YOUR INSTRUCTIONS:
Copy the full set of lines exactly as given.

***

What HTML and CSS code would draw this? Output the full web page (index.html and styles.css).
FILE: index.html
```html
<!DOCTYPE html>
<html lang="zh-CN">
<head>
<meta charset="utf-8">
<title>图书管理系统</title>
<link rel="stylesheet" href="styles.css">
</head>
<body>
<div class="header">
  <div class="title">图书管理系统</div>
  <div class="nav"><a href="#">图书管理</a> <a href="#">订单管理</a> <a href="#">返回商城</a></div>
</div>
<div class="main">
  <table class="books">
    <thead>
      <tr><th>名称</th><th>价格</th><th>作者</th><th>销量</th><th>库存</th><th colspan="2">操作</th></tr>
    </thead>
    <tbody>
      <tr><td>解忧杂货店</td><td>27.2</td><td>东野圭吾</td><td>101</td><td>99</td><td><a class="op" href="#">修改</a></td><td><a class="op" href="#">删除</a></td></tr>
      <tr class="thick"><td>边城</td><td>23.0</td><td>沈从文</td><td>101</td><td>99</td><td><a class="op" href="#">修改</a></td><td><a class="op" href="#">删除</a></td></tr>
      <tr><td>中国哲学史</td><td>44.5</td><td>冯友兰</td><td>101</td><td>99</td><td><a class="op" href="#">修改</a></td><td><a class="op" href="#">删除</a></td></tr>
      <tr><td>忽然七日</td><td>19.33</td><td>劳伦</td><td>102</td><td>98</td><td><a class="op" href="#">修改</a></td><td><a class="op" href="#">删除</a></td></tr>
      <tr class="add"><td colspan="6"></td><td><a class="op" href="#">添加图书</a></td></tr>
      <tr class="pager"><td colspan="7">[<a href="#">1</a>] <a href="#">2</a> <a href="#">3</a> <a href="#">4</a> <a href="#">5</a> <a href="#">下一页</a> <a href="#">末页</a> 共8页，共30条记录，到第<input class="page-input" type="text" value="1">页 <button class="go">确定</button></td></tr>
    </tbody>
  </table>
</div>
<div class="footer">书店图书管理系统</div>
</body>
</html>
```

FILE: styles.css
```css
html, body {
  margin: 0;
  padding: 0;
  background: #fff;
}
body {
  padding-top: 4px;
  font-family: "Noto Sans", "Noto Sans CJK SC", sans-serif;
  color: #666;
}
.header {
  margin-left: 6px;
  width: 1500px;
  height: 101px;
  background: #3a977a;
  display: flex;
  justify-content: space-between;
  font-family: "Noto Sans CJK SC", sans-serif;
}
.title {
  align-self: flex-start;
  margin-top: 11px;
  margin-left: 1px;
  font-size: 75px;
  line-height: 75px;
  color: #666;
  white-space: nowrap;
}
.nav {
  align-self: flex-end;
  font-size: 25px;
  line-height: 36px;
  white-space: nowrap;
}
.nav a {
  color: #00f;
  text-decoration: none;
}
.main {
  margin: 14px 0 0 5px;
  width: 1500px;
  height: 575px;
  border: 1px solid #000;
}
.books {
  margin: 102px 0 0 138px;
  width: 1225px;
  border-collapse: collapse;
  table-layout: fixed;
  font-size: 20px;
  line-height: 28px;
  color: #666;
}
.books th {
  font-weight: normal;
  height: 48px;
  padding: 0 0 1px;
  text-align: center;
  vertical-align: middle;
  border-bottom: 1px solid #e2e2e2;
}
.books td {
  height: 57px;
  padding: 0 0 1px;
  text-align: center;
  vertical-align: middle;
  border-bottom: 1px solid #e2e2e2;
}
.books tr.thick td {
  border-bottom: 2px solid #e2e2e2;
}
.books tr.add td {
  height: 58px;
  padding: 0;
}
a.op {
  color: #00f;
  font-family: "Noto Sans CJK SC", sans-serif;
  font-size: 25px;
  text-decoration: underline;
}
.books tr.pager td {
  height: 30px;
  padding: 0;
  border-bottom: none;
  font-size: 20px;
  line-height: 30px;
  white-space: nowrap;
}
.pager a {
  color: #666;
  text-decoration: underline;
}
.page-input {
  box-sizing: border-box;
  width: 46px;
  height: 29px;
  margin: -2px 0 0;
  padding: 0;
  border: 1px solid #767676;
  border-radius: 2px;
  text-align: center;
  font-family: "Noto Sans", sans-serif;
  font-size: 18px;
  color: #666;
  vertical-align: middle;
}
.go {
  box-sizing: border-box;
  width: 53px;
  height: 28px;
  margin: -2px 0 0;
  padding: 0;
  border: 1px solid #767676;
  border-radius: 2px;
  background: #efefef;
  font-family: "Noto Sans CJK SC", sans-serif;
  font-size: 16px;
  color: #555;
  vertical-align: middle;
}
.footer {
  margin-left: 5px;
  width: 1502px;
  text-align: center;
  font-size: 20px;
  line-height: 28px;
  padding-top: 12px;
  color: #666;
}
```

***

EXERCISE SOLUTION:
What HTML and CSS code would draw this? Output the full web page (index.html and styles.css).
FILE: index.html
```html
<!DOCTYPE html>
<html lang="zh-CN">
<head>
<meta charset="utf-8">
<title>图书管理系统</title>
<link rel="stylesheet" href="styles.css">
</head>
<body>
<div class="header">
  <div class="title">图书管理系统</div>
  <div class="nav"><a href="#">图书管理</a> <a href="#">订单管理</a> <a href="#">返回商城</a></div>
</div>
<div class="main">
  <table class="books">
    <thead>
      <tr><th>名称</th><th>价格</th><th>作者</th><th>销量</th><th>库存</th><th colspan="2">操作</th></tr>
    </thead>
    <tbody>
      <tr><td>解忧杂货店</td><td>27.2</td><td>东野圭吾</td><td>101</td><td>99</td><td><a class="op" href="#">修改</a></td><td><a class="op" href="#">删除</a></td></tr>
      <tr class="thick"><td>边城</td><td>23.0</td><td>沈从文</td><td>101</td><td>99</td><td><a class="op" href="#">修改</a></td><td><a class="op" href="#">删除</a></td></tr>
      <tr><td>中国哲学史</td><td>44.5</td><td>冯友兰</td><td>101</td><td>99</td><td><a class="op" href="#">修改</a></td><td><a class="op" href="#">删除</a></td></tr>
      <tr><td>忽然七日</td><td>19.33</td><td>劳伦</td><td>102</td><td>98</td><td><a class="op" href="#">修改</a></td><td><a class="op" href="#">删除</a></td></tr>
      <tr class="add"><td colspan="6"></td><td><a class="op" href="#">添加图书</a></td></tr>
      <tr class="pager"><td colspan="7">[<a href="#">1</a>] <a href="#">2</a> <a href="#">3</a> <a href="#">4</a> <a href="#">5</a> <a href="#">下一页</a> <a href="#">末页</a> 共8页，共30条记录，到第<input class="page-input" type="text" value="1">页 <button class="go">确定</button></td></tr>
    </tbody>
  </table>
</div>
<div class="footer">书店图书管理系统</div>
</body>
</html>
```

FILE: styles.css
```css
html, body {
  margin: 0;
  padding: 0;
  background: #fff;
}
body {
  padding-top: 4px;
  font-family: "Noto Sans", "Noto Sans CJK SC", sans-serif;
  color: #666;
}
.header {
  margin-left: 6px;
  width: 1500px;
  height: 101px;
  background: #3a977a;
  display: flex;
  justify-content: space-between;
  font-family: "Noto Sans CJK SC", sans-serif;
}
.title {
  align-self: flex-start;
  margin-top: 11px;
  margin-left: 1px;
  font-size: 75px;
  line-height: 75px;
  color: #666;
  white-space: nowrap;
}
.nav {
  align-self: flex-end;
  font-size: 25px;
  line-height: 36px;
  white-space: nowrap;
}
.nav a {
  color: #00f;
  text-decoration: none;
}
.main {
  margin: 14px 0 0 5px;
  width: 1500px;
  height: 575px;
  border: 1px solid #000;
}
.books {
  margin: 102px 0 0 138px;
  width: 1225px;
  border-collapse: collapse;
  table-layout: fixed;
  font-size: 20px;
  line-height: 28px;
  color: #666;
}
.books th {
  font-weight: normal;
  height: 48px;
  padding: 0 0 1px;
  text-align: center;
  vertical-align: middle;
  border-bottom: 1px solid #e2e2e2;
}
.books td {
  height: 57px;
  padding: 0 0 1px;
  text-align: center;
  vertical-align: middle;
  border-bottom: 1px solid #e2e2e2;
}
.books tr.thick td {
  border-bottom: 2px solid #e2e2e2;
}
.books tr.add td {
  height: 58px;
  padding: 0;
}
a.op {
  color: #00f;
  font-family: "Noto Sans CJK SC", sans-serif;
  font-size: 25px;
  text-decoration: underline;
}
.books tr.pager td {
  height: 30px;
  padding: 0;
  border-bottom: none;
  font-size: 20px;
  line-height: 30px;
  white-space: nowrap;
}
.pager a {
  color: #666;
  text-decoration: underline;
}
.page-input {
  box-sizing: border-box;
  width: 46px;
  height: 29px;
  margin: -2px 0 0;
  padding: 0;
  border: 1px solid #767676;
  border-radius: 2px;
  text-align: center;
  font-family: "Noto Sans", sans-serif;
  font-size: 18px;
  color: #666;
  vertical-align: middle;
}
.go {
  box-sizing: border-box;
  width: 53px;
  height: 28px;
  margin: -2px 0 0;
  padding: 0;
  border: 1px solid #767676;
  border-radius: 2px;
  background: #efefef;
  font-family: "Noto Sans CJK SC", sans-serif;
  font-size: 16px;
  color: #555;
  vertical-align: middle;
}
.footer {
  margin-left: 5px;
  width: 1502px;
  text-align: center;
  font-size: 20px;
  line-height: 28px;
  padding-top: 12px;
  color: #666;
}
```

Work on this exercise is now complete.